I hail from what used to be the 3rd largest city in Scotland which, by the standards of larger countries, was not a huge city…and as with most, has it’s various suburbs of council housing. I learned that a group of twenty-six from one of the suburbs….known as Fintry…had formed a pipe-band. Amateurs, something to do, something for kids to do, helping keep them off the streets, be involved in their community etc. and the ages of the band members range from thirteen to sixty-plus. They had been playing in France last year when spotted by the Chinese Olympic ceremony organiser who then wrote to invite them to play during the opening. ( http://news.bbc.co.uk/1/hi/scotland/tayside_and_central/7549580.stm). And I was thrilled!

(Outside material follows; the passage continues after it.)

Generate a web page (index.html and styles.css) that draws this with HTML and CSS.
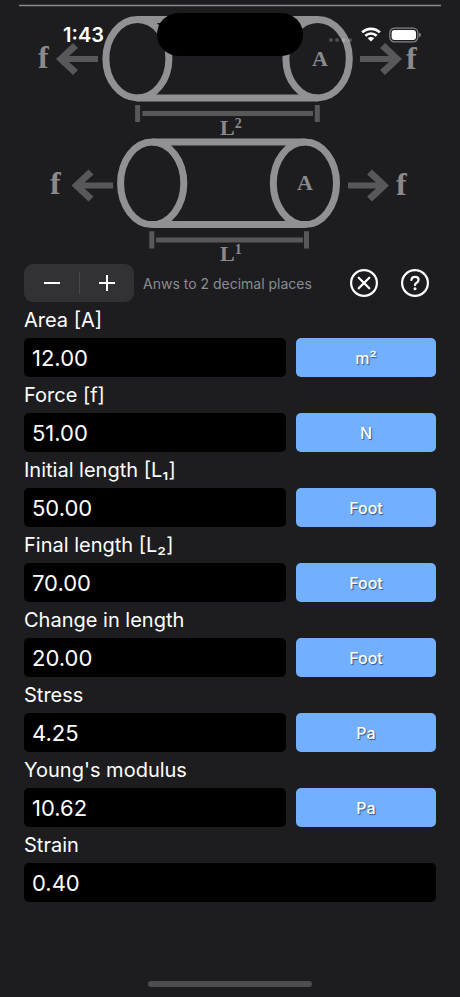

I wrote my sister demanding to know why she hadn’t told me about this…she wrote back asking me to please tell her because she had heard nothing. I had read that they had to keep the thing a secret but I guess that was up to the very last minute. The more I learned the prouder I became…not just because they are from my home town (which most people here…and probably no-one in China…hadn’t even heard of) but because to me this embodies the spirit of the Olympics. People giving their best, playing their best…be it a sport or a pipe or a drum…coming from little or nothing. This band didn’t even have full or proper uniforms and the local businesses, community groups etc. got together to fund their kit, travel etc.
So…that has been the highlight for me (not to diminish the achievments of every sports man and woman taking part, be they medallists or not…they all worked hard to get there which surely requires no small effort) and I am very, very proud of this small group who never expected such an honour.